Under (a) above, the inviolability of the person and peaceful enjoyment of property would be guaranteed. Under (b), all those measures, including security services, required to safeguard the State and public order would be justified. At every step of the police function, including the system of criminal justice, the principles, as enacted and enforced under the European Convention, would influence ethical behaviour. Police action to the contrary would be ultra vires. Police would thus be enabled to see themselves in a positive role as protectors of human values, rather than merely seeing themselves in the negative avenging role which they otherwise may do. This spirit might make its mark on the system of criminal justice whichever form amended police participation might take.

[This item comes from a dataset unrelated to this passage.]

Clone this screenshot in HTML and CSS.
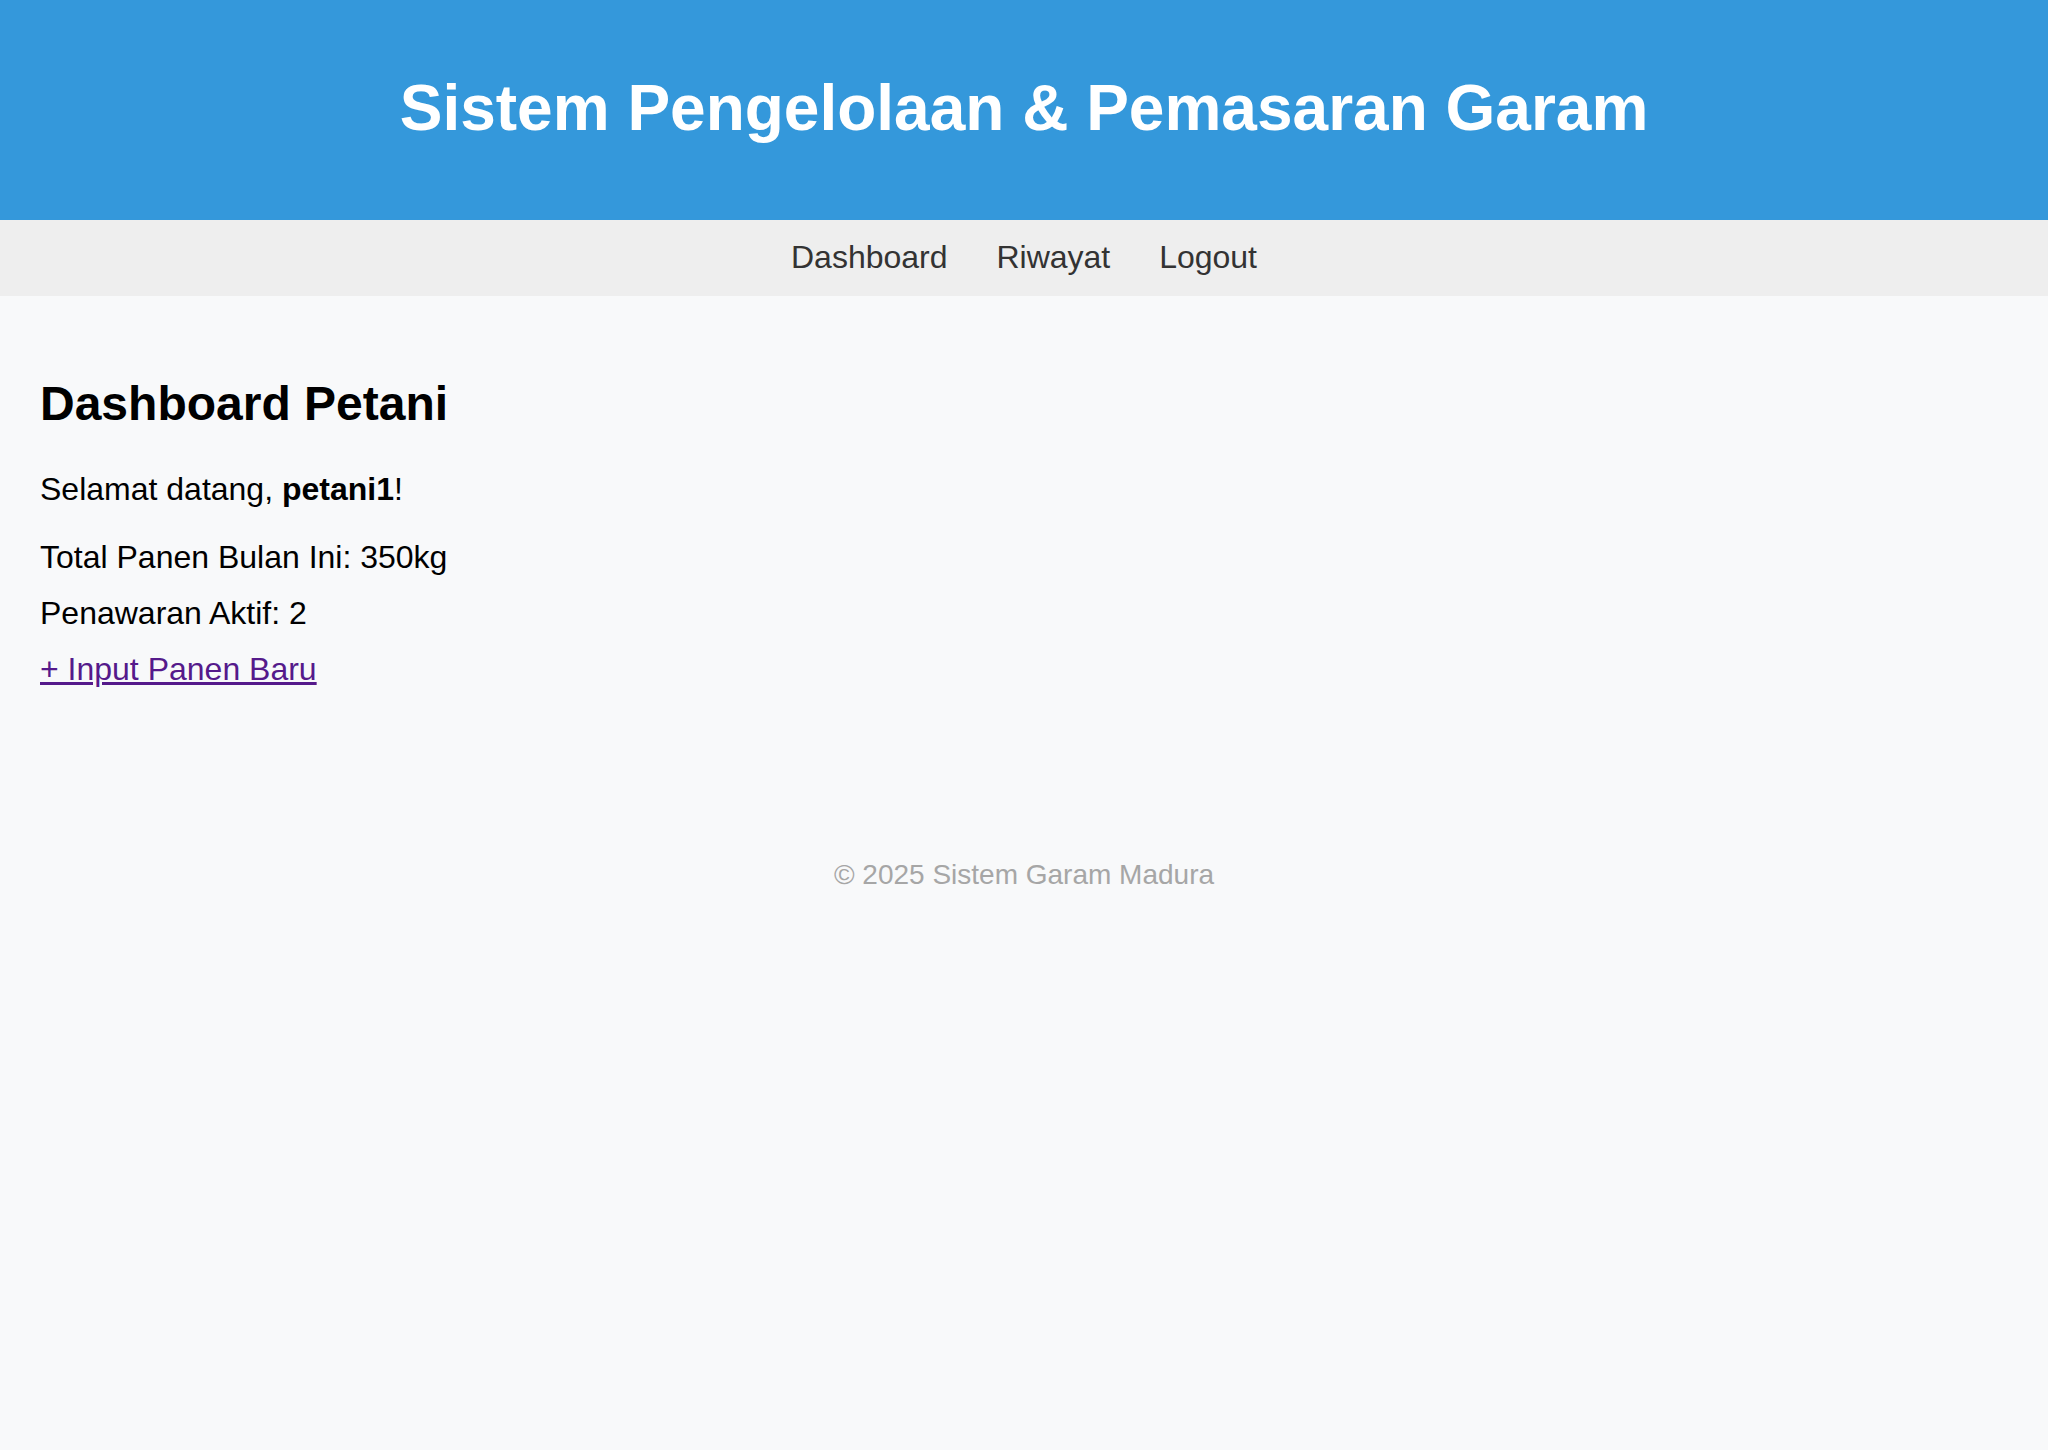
FILE: index.html
```html
<!DOCTYPE html>
<html lang="id">
<head>
<meta charset="utf-8">
<title>Dashboard Petani</title>
<link rel="stylesheet" href="styles.css">
</head>
<body>
<header class="site-header">
  <h1 class="site-title">Sistem Pengelolaan &amp; Pemasaran Garam</h1>
</header>
<nav class="site-nav">
  <a class="nav-link" href="#">Dashboard</a>
  <a class="nav-link" href="#">Riwayat</a>
  <a class="nav-link" href="#">Logout</a>
</nav>
<main class="content">
  <h2 class="page-title">Dashboard Petani</h2>
  <p class="welcome">Selamat datang, <strong>petani1</strong>!</p>
  <p class="stat">Total Panen Bulan Ini: 350kg</p>
  <p class="stat">Penawaran Aktif: 2</p>
  <p class="stat"><a class="action-link" href="#">+ Input Panen Baru</a></p>
</main>
<footer class="site-footer">&copy; 2025 Sistem Garam Madura</footer>
</body>
</html>
```

FILE: styles.css
```css
html, body {
  margin: 0;
  padding: 0;
}

body {
  background: #f8f9fa;
  font-family: "Liberation Sans", Arial, sans-serif;
  font-size: 32px;
  color: #000;
}

.site-header {
  background: #3498db;
  color: #fff;
  text-align: center;
  padding: 28px 30px 32px;
}

.site-title {
  margin: 43px 0;
  font-size: 64px;
  line-height: 74px;
  font-weight: bold;
}

.site-nav {
  background: #eeeeee;
  text-align: center;
  padding: 19px 20px 21px;
  line-height: 36px;
}

.nav-link {
  color: #333;
  text-decoration: none;
  margin: 0 20px;
  font-size: 32px;
}

.content {
  padding: 42px 40px 40px;
}

.page-title {
  font-size: 48px;
  line-height: 55px;
  margin: 38px 0 40px;
  font-weight: bold;
}

.welcome {
  margin: 32px 0;
  line-height: 36px;
}

.stat {
  margin: 20px 0;
  line-height: 36px;
}

.stat:last-child {
  margin-top: 19px;
}

.action-link {
  color: #551a8b;
  text-decoration: underline;
}

.site-footer {
  text-align: center;
  color: #a6a6a6;
  font-size: 28px;
  line-height: 32px;
  margin-top: 72px;
  padding: 40px 0;
}
```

So far as police participation in the investigative prosecution functions is concerned, serious consideration might well be given to a system of recruitment of law graduates directly into the Criminal Investigation Department. As the role of the criminal investigator evolves and becomes more demanding, the need for more highly qualified entrants will be necessary.

However ones views the future for criminal justice and the system, it seems unlikely that it will reach its full potential in the absence of wider constitutional reform. The steady recourse to the European Convention of Human Rights has already shifted the ‘fountain of justice’ in human rights and fundamental freedoms to Strasbourg and the European Court. The police are, and will be, judged not only for what they do and why they do it, but by what they represent what is behind them; what is the source of their legitimacy. Anything which weakens their moral and constitutional stance will diminish their role in criminal justice itself. A Bill of Rights would set an agenda, and a framework, within which the police could judge and be judged.i

i This epilogue has been included because I believe that its relevance to the issues raised in this book are only too apparent: the author.